▶ [What you are asked to do]: Return each line of the data below exactly, omitting any pictures.

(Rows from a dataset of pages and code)
+ + + + + + +
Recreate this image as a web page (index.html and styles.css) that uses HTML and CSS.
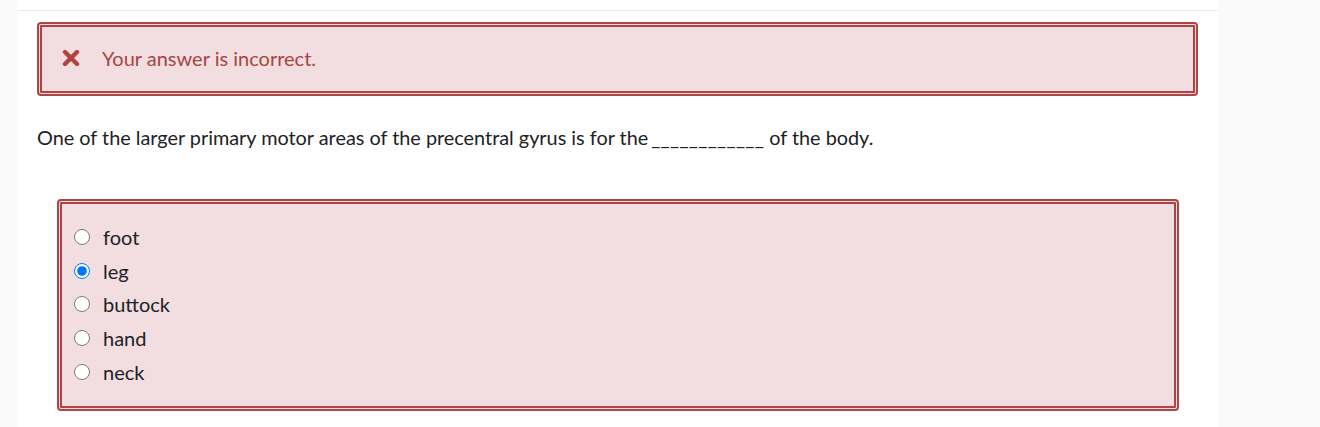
FILE: index.html
```html
<!DOCTYPE html>
<html>
<head>
<meta charset="utf-8">
<link rel="stylesheet" href="styles.css">
</head>
<body>
<div class="page">
  <div class="side-left"></div>
  <main class="main">
    <div class="divider"></div>
    <div class="feedback">
      <svg class="x-icon" width="18" height="16" viewBox="0 0 18 16" aria-hidden="true">
        <path d="M3 2 L15 14 M15 2 L3 14" stroke="#b04343" stroke-width="4.4" stroke-linecap="round"/>
      </svg>
      <span class="feedback-text">Your answer is incorrect.</span>
    </div>
    <p class="qtext">One of the larger primary motor areas of the precentral gyrus is for the<span class="blank">____________</span> of the body.</p>
    <div class="answers">
      <label class="opt"><input type="radio" name="a"><span>foot</span></label>
      <label class="opt"><input type="radio" name="a" checked><span>leg</span></label>
      <label class="opt"><input type="radio" name="a"><span>buttock</span></label>
      <label class="opt"><input type="radio" name="a"><span>hand</span></label>
      <label class="opt"><input type="radio" name="a"><span>neck</span></label>
    </div>
  </main>
  <div class="side-right"></div>
</div>
</body>
</html>
```

FILE: styles.css
```css
html, body {
  margin: 0;
  padding: 0;
  background: #fafafa;
  font-family: Lato, "Open Sans", sans-serif;
  color: #1d2125;
}
.page {
  display: flex;
  height: 427px;
}
.side-left {
  width: 18px;
  background: #fafafa;
}
.main {
  width: 1200px;
  background: #ffffff;
  padding-top: 10px;
  box-sizing: border-box;
}
.side-right {
  flex: 1;
  background: #fafafa;
}
.divider {
  height: 1px;
  background: #ebebeb;
}
.feedback {
  margin: 11px 0 0 19px;
  width: 1161px;
  height: 74px;
  box-sizing: border-box;
  border: 5px double #b04343;
  border-radius: 4px;
  background: #f2dee0;
  display: flex;
  align-items: center;
  padding-left: 20px;
  padding-bottom: 2px;
  color: #a9443f;
  font-size: 20px;
}
.x-icon {
  display: block;
  margin-right: 22px;
  margin-top: 0;
}
.qtext {
  margin: 28px 0 0 19px;
  font-size: 19.85px;
  line-height: 26px;
}
.blank {
  letter-spacing: 0.3px;
  margin-left: 3px;
}
.answers {
  margin: 49px 0 0 39px;
  width: 1122px;
  height: 212px;
  box-sizing: border-box;
  border: 5px double #b04343;
  border-radius: 4px;
  background: #f2dee0;
  padding: 16px 0 0 12px;
  display: flex;
  flex-direction: column;
}
.opt {
  display: flex;
  align-items: center;
  height: 33.75px;
  font-size: 20px;
}
.opt input {
  width: 16px;
  height: 16px;
  margin: 0 13px 0 0;
}
```
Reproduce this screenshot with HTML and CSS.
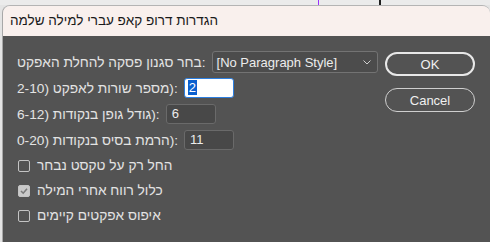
FILE: index.html
```html
<!DOCTYPE html>
<html lang="he">

<head>
  <meta charset="UTF-8">
  <meta name="viewport" content="width=device-width, initial-scale=1.0">
  <title>Drop Cap</title>
  <link rel="stylesheet" href="styles.css">
</head>

<body>
  <div class="backdrop">
    <span class="guide guide-purple"></span>
    <span class="guide guide-black"></span>
  </div>

  <div class="dialog">
    <div class="titlebar">הגדרות דרופ קאפ עברי למילה שלמה</div>

    <div class="panel">
      <div class="form">
        <div class="row">
          <label>בחר סגנון פסקה להחלת האפקט:</label>
          <div class="select">
            <span>[No Paragraph Style]</span>
            <svg width="8" height="5" viewBox="0 0 8 5"><polyline points="0.5,0.5 4,4 7.5,0.5" fill="none" stroke="#cfcfcf" stroke-width="1"/></svg>
          </div>
        </div>
        <div class="row">
          <label>2-10) <span dir="rtl">מספר שורות לאפקט</span>):</label>
          <div class="field focused"><span class="sel">2</span></div>
        </div>
        <div class="row">
          <label>6-12) <span dir="rtl">גודל גופן בנקודות</span>):</label>
          <div class="field">6</div>
        </div>
        <div class="row">
          <label>0-20) <span dir="rtl">הרמת בסיס בנקודות</span>):</label>
          <div class="field">11</div>
        </div>

        <label class="check"><span class="box"></span>החל רק על טקסט נבחר</label>
        <label class="check"><span class="box checked">
          <svg width="10" height="10" viewBox="0 0 10 10"><polyline points="2,5 4.2,7.2 8,2.8" fill="none" stroke="#7a7a7a" stroke-width="1.6"/></svg>
        </span>כלול רווח אחרי המילה</label>
        <label class="check"><span class="box"></span>איפוס אפקטים קיימים</label>
      </div>

      <div class="buttons">
        <button class="btn btn-ok">OK</button>
        <button class="btn">Cancel</button>
      </div>
    </div>
  </div>
</body>

</html>
```

FILE: styles.css
```css
/* Page */
body {
  margin: 0;
  background: #e4e4e4;
  font-family: 'Liberation Sans', 'DejaVu Sans', sans-serif;
  font-size: 13px;
  overflow: hidden;
}
.backdrop {
  height: 5px;
  background: #ebebeb;
  display: flex;
}
.guide {
  display: block;
  height: 5px;
}
.guide-purple {
  width: 1px;
  margin-left: 318px;
  background: #9b30ff;
}
.guide-black {
  width: 2px;
  margin-left: 60px;
  background: #1e1e1e;
}

/* Dialog */
.dialog {
  margin-left: 2px;
  height: 237px;
  border-top: 1px solid #b4b4b4;
  border-left: 1px solid #a8a8a8;
  border-radius: 8px 8px 0 0;
  overflow: hidden;
  display: flex;
  flex-direction: column;
}
.titlebar {
  height: 30px;
  line-height: 30px;
  padding-left: 7px;
  background: #f9f0ed;
  color: #1a1a1a;
  font-size: 13.5px;
}
.panel {
  flex: 1;
  background: #535353;
  color: #e3e3e3;
  display: flex;
  padding: 13px 15px 0 14px;
}

/* Form */
.form {
  display: flex;
  flex-direction: column;
}
.row {
  height: 26px;
  display: flex;
  align-items: center;
}
.row > label {
  white-space: nowrap;
  margin-right: 6px;
  font-size: 13.7px;
}
.select {
  width: 154px;
  height: 20px;
  padding: 0 6px 0 4px;
  border: 1px solid #737373;
  border-radius: 3px;
  background: #4c4c4c;
  color: #ececec;
  display: flex;
  align-items: center;
  justify-content: space-between;
}
.field {
  width: 43px;
  height: 18px;
  line-height: 18px;
  padding-left: 5px;
  border: 1px solid #6a6a6a;
  border-radius: 3px;
  background: #484848;
  color: #ececec;
}
.field.focused {
  padding-left: 3px;
  width: 45px;
  background: #fff;
  border-color: #2d7fe0;
}
.sel {
  background: #0a5fcf;
  color: #fff;
  padding: 0 1px;
}

/* Checkboxes */
.check {
  height: 25px;
  display: flex;
  align-items: center;
  margin-left: 1px;
  font-size: 13.7px;
}
.box {
  width: 10px;
  height: 10px;
  border: 1px solid #c4c4c4;
  border-radius: 2px;
  margin-right: 7px;
  display: flex;
  align-items: center;
  justify-content: center;
}
.box.checked {
  background: #c9c9c9;
}

/* Buttons */
.buttons {
  margin-left: auto;
  padding-top: 3px;
  display: flex;
  flex-direction: column;
  gap: 12px;
}
.btn {
  width: 90px;
  height: 24px;
  border: 1px solid #cfcfcf;
  border-radius: 12px;
  background: none;
  color: #f0f0f0;
  font-family: 'Liberation Sans', 'DejaVu Sans', sans-serif;
  font-size: 13px;
  padding: 0;
}
.btn-ok {
  border: 2px solid #e8e8e8;
}
```
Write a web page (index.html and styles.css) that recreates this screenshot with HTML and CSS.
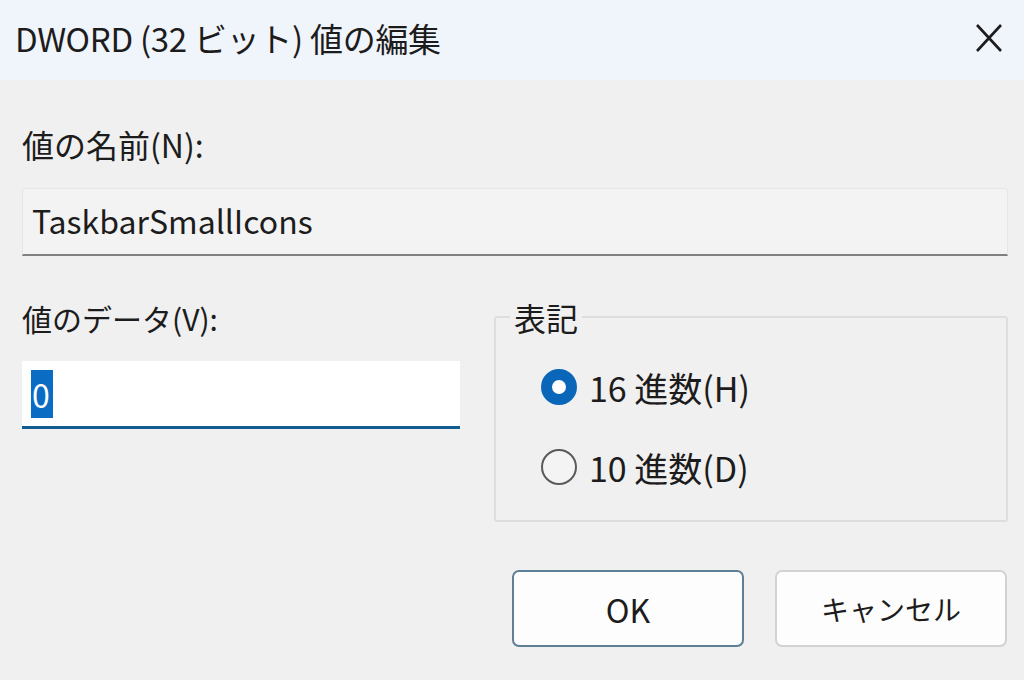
+ + + + + + +
▶ [Task response]:
Recreate this image as a web page (index.html and styles.css) that uses HTML and CSS.
FILE: index.html
```html
<!DOCTYPE html>
<html>
<head>
<meta charset="utf-8">
<link rel="stylesheet" href="styles.css">
</head>
<body>
<div class="page">
  <div class="side-left"></div>
  <main class="main">
    <div class="divider"></div>
    <div class="feedback">
      <svg class="x-icon" width="18" height="16" viewBox="0 0 18 16" aria-hidden="true">
        <path d="M3 2 L15 14 M15 2 L3 14" stroke="#b04343" stroke-width="4.4" stroke-linecap="round"/>
      </svg>
      <span class="feedback-text">Your answer is incorrect.</span>
    </div>
    <p class="qtext">One of the larger primary motor areas of the precentral gyrus is for the<span class="blank">____________</span> of the body.</p>
    <div class="answers">
      <label class="opt"><input type="radio" name="a"><span>foot</span></label>
      <label class="opt"><input type="radio" name="a" checked><span>leg</span></label>
      <label class="opt"><input type="radio" name="a"><span>buttock</span></label>
      <label class="opt"><input type="radio" name="a"><span>hand</span></label>
      <label class="opt"><input type="radio" name="a"><span>neck</span></label>
    </div>
  </main>
  <div class="side-right"></div>
</div>
</body>
</html>
```

FILE: styles.css
```css
html, body {
  margin: 0;
  padding: 0;
  background: #fafafa;
  font-family: Lato, "Open Sans", sans-serif;
  color: #1d2125;
}
.page {
  display: flex;
  height: 427px;
}
.side-left {
  width: 18px;
  background: #fafafa;
}
.main {
  width: 1200px;
  background: #ffffff;
  padding-top: 10px;
  box-sizing: border-box;
}
.side-right {
  flex: 1;
  background: #fafafa;
}
.divider {
  height: 1px;
  background: #ebebeb;
}
.feedback {
  margin: 11px 0 0 19px;
  width: 1161px;
  height: 74px;
  box-sizing: border-box;
  border: 5px double #b04343;
  border-radius: 4px;
  background: #f2dee0;
  display: flex;
  align-items: center;
  padding-left: 20px;
  padding-bottom: 2px;
  color: #a9443f;
  font-size: 20px;
}
.x-icon {
  display: block;
  margin-right: 22px;
  margin-top: 0;
}
.qtext {
  margin: 28px 0 0 19px;
  font-size: 19.85px;
  line-height: 26px;
}
.blank {
  letter-spacing: 0.3px;
  margin-left: 3px;
}
.answers {
  margin: 49px 0 0 39px;
  width: 1122px;
  height: 212px;
  box-sizing: border-box;
  border: 5px double #b04343;
  border-radius: 4px;
  background: #f2dee0;
  padding: 16px 0 0 12px;
  display: flex;
  flex-direction: column;
}
.opt {
  display: flex;
  align-items: center;
  height: 33.75px;
  font-size: 20px;
}
.opt input {
  width: 16px;
  height: 16px;
  margin: 0 13px 0 0;
}
```
Reproduce this screenshot with HTML and CSS.
FILE: index.html
```html
<!DOCTYPE html>
<html lang="he">

<head>
  <meta charset="UTF-8">
  <meta name="viewport" content="width=device-width, initial-scale=1.0">
  <title>Drop Cap</title>
  <link rel="stylesheet" href="styles.css">
</head>

<body>
  <div class="backdrop">
    <span class="guide guide-purple"></span>
    <span class="guide guide-black"></span>
  </div>

  <div class="dialog">
    <div class="titlebar">הגדרות דרופ קאפ עברי למילה שלמה</div>

    <div class="panel">
      <div class="form">
        <div class="row">
          <label>בחר סגנון פסקה להחלת האפקט:</label>
          <div class="select">
            <span>[No Paragraph Style]</span>
            <svg width="8" height="5" viewBox="0 0 8 5"><polyline points="0.5,0.5 4,4 7.5,0.5" fill="none" stroke="#cfcfcf" stroke-width="1"/></svg>
          </div>
        </div>
        <div class="row">
          <label>2-10) <span dir="rtl">מספר שורות לאפקט</span>):</label>
          <div class="field focused"><span class="sel">2</span></div>
        </div>
        <div class="row">
          <label>6-12) <span dir="rtl">גודל גופן בנקודות</span>):</label>
          <div class="field">6</div>
        </div>
        <div class="row">
          <label>0-20) <span dir="rtl">הרמת בסיס בנקודות</span>):</label>
          <div class="field">11</div>
        </div>

        <label class="check"><span class="box"></span>החל רק על טקסט נבחר</label>
        <label class="check"><span class="box checked">
          <svg width="10" height="10" viewBox="0 0 10 10"><polyline points="2,5 4.2,7.2 8,2.8" fill="none" stroke="#7a7a7a" stroke-width="1.6"/></svg>
        </span>כלול רווח אחרי המילה</label>
        <label class="check"><span class="box"></span>איפוס אפקטים קיימים</label>
      </div>

      <div class="buttons">
        <button class="btn btn-ok">OK</button>
        <button class="btn">Cancel</button>
      </div>
    </div>
  </div>
</body>

</html>
```

FILE: styles.css
```css
/* Page */
body {
  margin: 0;
  background: #e4e4e4;
  font-family: 'Liberation Sans', 'DejaVu Sans', sans-serif;
  font-size: 13px;
  overflow: hidden;
}
.backdrop {
  height: 5px;
  background: #ebebeb;
  display: flex;
}
.guide {
  display: block;
  height: 5px;
}
.guide-purple {
  width: 1px;
  margin-left: 318px;
  background: #9b30ff;
}
.guide-black {
  width: 2px;
  margin-left: 60px;
  background: #1e1e1e;
}

/* Dialog */
.dialog {
  margin-left: 2px;
  height: 237px;
  border-top: 1px solid #b4b4b4;
  border-left: 1px solid #a8a8a8;
  border-radius: 8px 8px 0 0;
  overflow: hidden;
  display: flex;
  flex-direction: column;
}
.titlebar {
  height: 30px;
  line-height: 30px;
  padding-left: 7px;
  background: #f9f0ed;
  color: #1a1a1a;
  font-size: 13.5px;
}
.panel {
  flex: 1;
  background: #535353;
  color: #e3e3e3;
  display: flex;
  padding: 13px 15px 0 14px;
}

/* Form */
.form {
  display: flex;
  flex-direction: column;
}
.row {
  height: 26px;
  display: flex;
  align-items: center;
}
.row > label {
  white-space: nowrap;
  margin-right: 6px;
  font-size: 13.7px;
}
.select {
  width: 154px;
  height: 20px;
  padding: 0 6px 0 4px;
  border: 1px solid #737373;
  border-radius: 3px;
  background: #4c4c4c;
  color: #ececec;
  display: flex;
  align-items: center;
  justify-content: space-between;
}
.field {
  width: 43px;
  height: 18px;
  line-height: 18px;
  padding-left: 5px;
  border: 1px solid #6a6a6a;
  border-radius: 3px;
  background: #484848;
  color: #ececec;
}
.field.focused {
  padding-left: 3px;
  width: 45px;
  background: #fff;
  border-color: #2d7fe0;
}
.sel {
  background: #0a5fcf;
  color: #fff;
  padding: 0 1px;
}

/* Checkboxes */
.check {
  height: 25px;
  display: flex;
  align-items: center;
  margin-left: 1px;
  font-size: 13.7px;
}
.box {
  width: 10px;
  height: 10px;
  border: 1px solid #c4c4c4;
  border-radius: 2px;
  margin-right: 7px;
  display: flex;
  align-items: center;
  justify-content: center;
}
.box.checked {
  background: #c9c9c9;
}

/* Buttons */
.buttons {
  margin-left: auto;
  padding-top: 3px;
  display: flex;
  flex-direction: column;
  gap: 12px;
}
.btn {
  width: 90px;
  height: 24px;
  border: 1px solid #cfcfcf;
  border-radius: 12px;
  background: none;
  color: #f0f0f0;
  font-family: 'Liberation Sans', 'DejaVu Sans', sans-serif;
  font-size: 13px;
  padding: 0;
}
.btn-ok {
  border: 2px solid #e8e8e8;
}
```
Write a web page (index.html and styles.css) that recreates this screenshot with HTML and CSS.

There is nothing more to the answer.